There are also instructions for integer conversion, comparsions, various bitwise operations, and cache-friendly prefetches and streaming store operations.

Be careful! The non "u" versions of load and store are much faster (and if you want performance, you really do need to use them), but they will segfault if the address you pass in isn't a multiple of 16 bytes! Luckily, most "malloc" implementations return you 16-byte aligned data, and the stack is aligned to 16 bytes with most compilers, especially if you've got __m128 objects in your stack frame.
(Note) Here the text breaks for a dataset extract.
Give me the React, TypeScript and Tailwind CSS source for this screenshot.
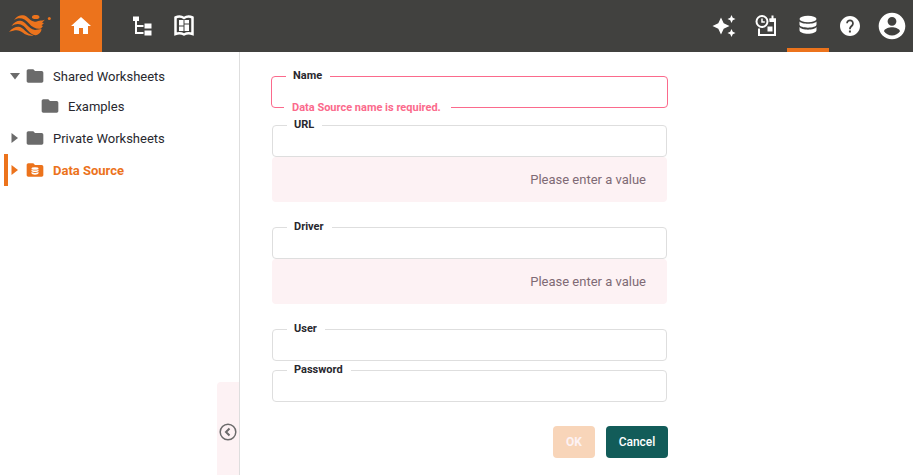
import { useId, type ReactNode } from "react";

function Logo() {
  return (
    <svg viewBox="0 0 42 22" className="h-[22px] w-[42px] fill-[#ec731c]" aria-hidden="true">
      <path d="M5 5C8 1 11 0 14 .3C19 .8 20 5.500 25 6.500C28 7.200 29.500 5.500 32 5.600C33.500 5.600 35 5 36 4.500L33 7.800L35 8L32.500 10.500L34 11L32 13.500C28 14.500 23 12.500 20 8.500C17 5 14 3.200 10.500 3.200C8.500 3.200 7 3.800 5 5Z" />
      <path d="M2.500 11C5.500 6.800 8.500 5.500 11.500 5.800C17 6.300 18.500 13.500 26 15L32.500 14C32.500 17 30 19.500 26.500 20.300C20.500 19 17.500 13.500 14.500 11C11 8.300 7 8.200 2.500 11Z" />
      <path d="M0 16.800C3.500 13 7 11.400 10 11.800C15 12.500 16.500 18.500 24.500 20.600C19.500 21.300 16.500 19.800 14 17.800C10 14.500 7 14.500 0 16.800Z" />
      <ellipse cx="26.700" cy="2" rx="3.800" ry="2.100" />
      <circle cx="40.300" cy="3.500" r="1.500" />
    </svg>
  );
}

function Icon({ d, className = "size-6" }: { d: string; className?: string }) {
  return (
    <svg viewBox="0 0 24 24" className={className} fill="currentColor" fillRule="evenodd" aria-hidden="true">
      <path d={d} />
    </svg>
  );
}

const HOME = "M10 20v-6h4v6h5v-8h3L12 3 2 12h3v8z";
const TREE = "M3 2.500h6v4.500H3zM14.500 9.500h7v5h-7zM14.500 16.500h7v5h-7zM13.500 13H7v5h6.500v2H5V7h2v4h6.500z";
const SPARKLES =
  "M19.500 9l1.250-2.750L23.500 5l-2.750-1.250L19.500 1l-1.250 2.750L15.500 5l2.750 1.250zM11.700 9.300L9 3.500 6.300 9.300.500 12l5.800 2.700L9 20.500l2.700-5.800L17.500 12zM19.500 15l-1.250 2.750L15.500 19l2.750 1.250L19.500 23l1.250-2.750L23.500 19l-2.750-1.250z";
const HELP =
  "M12 2C6.480 2 2 6.480 2 12s4.480 10 10 10 10-4.480 10-10S17.520 2 12 2zm.9 16.500h-2v-2h2v2zm2-6.500l-.9.900C13.200 13.700 12.800 14.200 12.800 15.300h-1.700v-.5c0-1.100.45-2.100 1.170-2.830l1.240-1.260c.37-.36.59-.86.59-1.410 0-1.200-.9-2.100-2.100-2.100s-2.100.9-2.100 2.100H8.200c0-2.210 1.690-3.800 3.800-3.800s3.800 1.690 3.800 3.800c0 .88-.36 2.050-.9 2.700z";
const ACCOUNT =
  "M12 2C6.480 2 2 6.480 2 12s4.480 10 10 10 10-4.480 10-10S17.520 2 12 2zm0 3.200a3.300 3.300 0 1 1 0 6.600 3.300 3.300 0 0 1 0-6.600zM12 19.200c-2.500 0-4.710-1.280-6-3.220.03-1.990 4-3.080 6-3.080 1.990 0 5.970 1.090 6 3.080-1.290 1.940-3.500 3.220-6 3.220z";
const FOLDER = "M10 4H4c-1.100 0-2 .9-2 2v12c0 1.100.9 2 2 2h16c1.100 0 2-.9 2-2V8c0-1.100-.9-2-2-2h-8z";

function BookIcon() {
  return (
    <svg viewBox="0 0 24 24" className="size-6" aria-hidden="true" fill="none" stroke="white">
      <path d="M3.500 3.500Q8 1.500 12 4Q16 1.500 20.500 3.500V20Q16 18.500 12 20.500Q8 18.500 3.500 20Z" strokeWidth="2.500" />
      <path d="M7 6h4.500v5.500H7zM12.500 6H17v3.500h-4.500zM7 12.500h4.500V17H7zM12.500 10.500H17V17h-4.500z" fill="white" stroke="none" />
    </svg>
  );
}

function ScheduleIcon() {
  return (
    <svg viewBox="0 0 24 24" className="size-6" aria-hidden="true" fill="none" stroke="white" strokeWidth="2">
      <circle cx="8" cy="7.500" r="5.500" />
      <path d="M8 4.500V8h2.800" strokeWidth="1.500" />
      <path d="M5 14.500V21h16V5.500h-5.500M18.500 1.500V5.500" />
      <path d="M15.500 4.500h6.500V8h-6.500zM13.500 12.500h5v5h-5z" fill="white" stroke="none" />
    </svg>
  );
}

function DatabaseIcon({ className = "size-6" }: { className?: string }) {
  return (
    <svg viewBox="0 0 24 24" className={className} aria-hidden="true" fill="currentColor">
      <ellipse cx="12" cy="6" rx="8.500" ry="3.200" />
      <path d="M3.500 8.500v3c0 4.200 17 4.200 17 0v-3c-2 3-15 3-17 0zM3.500 14v3c0 5 17 5 17 0v-3c-2 3.500-15 3.500-17 0z" />
    </svg>
  );
}

function NavButton({ label, className = "", children }: { label: string; className?: string; children: ReactNode }) {
  return (
    <button type="button" aria-label={label} className={`flex h-full w-[42px] items-center justify-center ${className}`}>
      {children}
    </button>
  );
}

function TreeItem({
  label,
  state,
  className = "h-8",
  active = false,
}: {
  label: string;
  state?: "open" | "closed";
  className?: string;
  active?: boolean;
}) {
  return (
    <li className={`flex items-center border-l-4 ${active ? "border-[#ec731c] font-bold text-[#ec731c]" : "border-transparent text-[#28282e]"} ${className}`}>
      <span className={`flex w-[17px] shrink-0 items-center pl-[2px] ${active ? "text-[#ec731c]" : "text-[#6b6b6b]"}`}>
        {state && (
          <svg viewBox="0 0 10 10" className="size-[10px]" fill="currentColor" aria-hidden="true">
            <path d={state === "open" ? "M0 2h10L5 8.500z" : "M1.500 0v10L8 5z"} />
          </svg>
        )}
      </span>
      <button type="button" className="flex items-center gap-[8px]">
        <span className={`relative flex ${active ? "text-[#ec731c]" : "text-[#6b6b6b]"}`}>
          <Icon d={FOLDER} className="size-5" />
          {active && (
            <span className="absolute inset-0 flex items-center justify-center pt-px text-white">
              <DatabaseIcon className="size-[10px]" />
            </span>
          )}
        </span>
        <span className="pt-[2px]">{label}</span>
      </button>
    </li>
  );
}

function Field({ label, type = "text", error, message }: { label: string; type?: string; error?: string; message?: string }) {
  const id = useId();
  return (
    <div>
      <div className={`relative ${error ? "-mx-px" : ""}`}>
        <label htmlFor={id} className="absolute -top-[7px] left-[15px] bg-white pr-2 pl-[7px] text-[11px] leading-[14px] font-bold text-[#28282e]">
          {label}
        </label>
        <input
          id={id}
          type={type}
          aria-invalid={!!error}
          aria-describedby={error || message ? `${id}-note` : undefined}
          className={`block h-8 w-full rounded border bg-transparent px-4 text-[13px] outline-none ${error ? "border-[#fb6a8c]" : "border-[#dedede]"}`}
        />
        {error && (
          <p id={`${id}-note`} className="absolute -bottom-[7px] left-[13px] bg-white pr-[10px] pl-2 text-[11px] leading-[14px] font-bold text-[#fb6a8c]">
            {error}
          </p>
        )}
      </div>
      {message && (
        <p id={`${id}-note`} className="flex h-[45px] items-center justify-end rounded bg-[#fdf2f4] px-[21px] text-[13px] text-[#7f6a75]">
          {message}
        </p>
      )}
    </div>
  );
}

export default function App() {
  return (
    <div className="flex min-h-screen flex-col bg-white font-[Roboto,sans-serif] text-[13px] text-[#28282e]">
      <header className="flex h-[52px] items-center bg-[#41413f] text-white">
        <a href="#home" aria-label="Main page" className="flex w-[60px] shrink-0 pl-[9px]">
          <Logo />
        </a>
        <NavButton label="Home" className="bg-[#ec731c]">
          <Icon d={HOME} />
        </NavButton>
        <div className="ml-[19px] flex h-full">
          <NavButton label="Repository">
            <Icon d={TREE} />
          </NavButton>
          <NavButton label="Dashboards">
            <BookIcon />
          </NavButton>
        </div>
        <div className="ml-auto flex h-full">
          <NavButton label="Assistant">
            <Icon d={SPARKLES} />
          </NavButton>
          <NavButton label="Schedule">
            <ScheduleIcon />
          </NavButton>
          <NavButton label="Data" className="border-b-4 border-[#ec731c] pt-[2px]">
            <DatabaseIcon />
          </NavButton>
          <NavButton label="Help">
            <Icon d={HELP} />
          </NavButton>
          <NavButton label="Account">
            <Icon d={ACCOUNT} className="size-8" />
          </NavButton>
        </div>
      </header>
      <div className="flex grow">
        <aside className="flex w-60 shrink-0 flex-col justify-between border-r border-[#dedede]">
          <ul className="pt-[10px] pl-1">
            <TreeItem label="Shared Worksheets" state="open" className="h-7" />
            <TreeItem label="Examples" className="h-8 pl-[15px]" />
            <TreeItem label="Private Worksheets" state="closed" />
            <TreeItem label="Data Source" state="closed" active />
          </ul>
          <button
            type="button"
            aria-label="Collapse sidebar"
            className="flex h-[93px] w-[22px] justify-center self-end rounded-tl-sm bg-[#fdf2f4] pt-[41px] text-[#6b6b6b]"
          >
            <svg viewBox="0 0 18 18" className="size-[18px]" fill="none" stroke="currentColor" strokeWidth="1.500" aria-hidden="true">
              <circle cx="9" cy="9" r="7.800" />
              <path d="M10.500 5.500L7 9l3.500 3.500" strokeWidth="2" />
            </svg>
          </button>
        </aside>
        <main className="min-w-0 grow px-8 pt-6 pb-4">
          <form className="flex max-w-[395px] flex-col">
            <div className="flex flex-col gap-[17px]">
              <Field label="Name" error="Data Source name is required." />
              <div className="flex flex-col gap-[25px]">
                <Field label="URL" message="Please enter a value" />
                <Field label="Driver" message="Please enter a value" />
                <div className="flex flex-col gap-[9px]">
                  <Field label="User" />
                  <Field label="Password" type="password" />
                </div>
              </div>
            </div>
            <div className="-mr-px mt-6 flex justify-end gap-[11px] text-[12px] font-medium">
              <button type="submit" disabled className="h-8 w-[42px] rounded bg-[#f8d5b9] font-bold text-[#fdf2f4]">
                OK
              </button>
              <button type="button" className="h-8 w-[62px] rounded bg-[#125c59] text-white">
                Cancel
              </button>
            </div>
          </form>
        </main>
      </div>
    </div>
  );
}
But for portable code, you may have to manually add padding (using pointer arithmetic), which is really painful.

When things work, like in the "times A plus B" array loop above, we can unroll the loop 4 times, and replace the guts of the loop with SSE instructions:

	__m128 va=_mm_load_ps1(&a); /* va contains 4 copies of a */
	__m128 vb=_mm_load_ps1(&b); /* vb contains 4 copies of b */
	for (int i=0;i<n_vals;i+=4) { /* careful!  n_vals must be multiple of 4! */
		__m128 v=_mm_load_ps(&vals[i]); /* careful about alignment! */
		v=_mm_mul_ps(v,va);
		v=_mm_add_ps(v,vb);
		_mm_store_ps(&vals[i],v);
	}

This gives us about a 4x speedup over the original, and still a 2x speedup over the unrolled version!